Far lavorare i poveri assegnando loro qualsiasi tipo di mansione, purché essi siano utili, è sempre stato il programma delle società in cui l’essere umano passa in secondo piano rispetto all’interesse e all’efficienza.
Questa concezione dell’essere umano lavoratore a tutti i costi ha giustificato, nel corso dei secoli, ogni tipo di schiavismo, di alienazione e di sfruttamento dell’uomo ad opera dell’uomo.
È a causa di questa concezione che il pane dipende dal lavoro e che il sudore e la sofferenza dei poveri sono serviti a costruire una società la cui finalità non è l’essere umano.
È questa concezione dell’uomo lavoratore, provvisto di un impiego, che ha progressivamente distrutto la struttura morale e spirituale delle nostre società moderne. (…)
« Essere liberi grazie al lavoro » fu l’ideale proposto dalle società liberali. A cui hanno fatto eco i regimi totalitari rispondendo loro : « Solo il lavoro ti salverà ». Così, la riconoscenza, il rispetto degli uomini, della loro dignità, non hanno avuto alcun peso nell’attuale evoluzione.
Lavorare, sì, essere utile, sì, fornire il proprio contributo al progresso, no. Perché per quello ci sarebbe stato bisogno di essere riconosciuti, ossia essere lavoratori la cui identità è assicurata da un mestiere che si è imparato, la cui libertà è garantita da una professione e da una competenza che sono riconosciute ; essere ascoltati non perché si lavora, ma perché il proprio lavoro conferisce valore.

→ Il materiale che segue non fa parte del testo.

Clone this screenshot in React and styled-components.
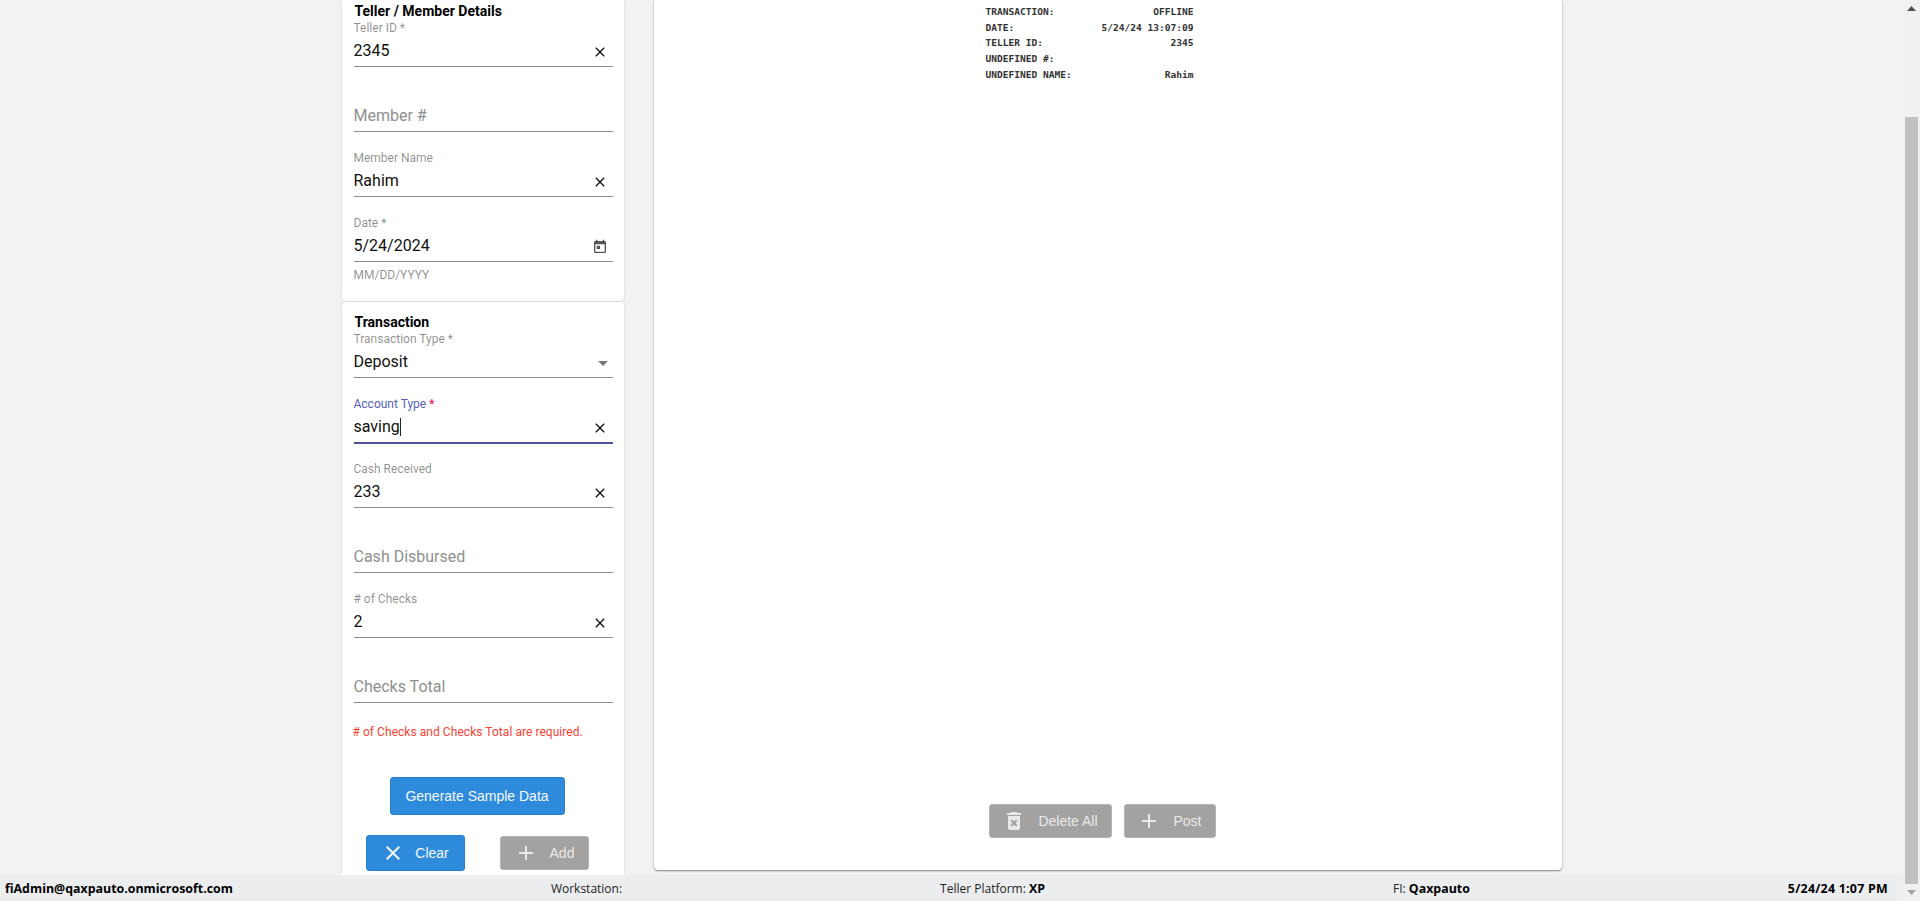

Sarebbe stato necessario non essere quelli sostituibili, né i tappabuchi, né quelli usati in modo arbitrario e a seconda della congiuntura, ma piuttosto qualcuno che, grazie al proprio mestiere, potesse essere riconosciuto dai propri figli, accettato nel proprio ambiente, qualcuno che potesse lottare all’interno dei sindacati, alla pari con gli altri lavoratori, e che venisse difeso da essi.
Ciò che rende liberi non è il lavoro, ma è la dignità che esso conferisce. Se il mondo del sottoproletariato viene respinto, è perché esso rappresenta la parte senza mestiere e senza professione della classe operaia. Questo deve portarci a profondere il nostro impegno per lottare affinché ogni essere umano abbia un mestiere, affinché ogni giovane acquisisca una formazione adeguata al suo tempo.
Non esiste altro modo per cambiare la condizione del sottoproletariato.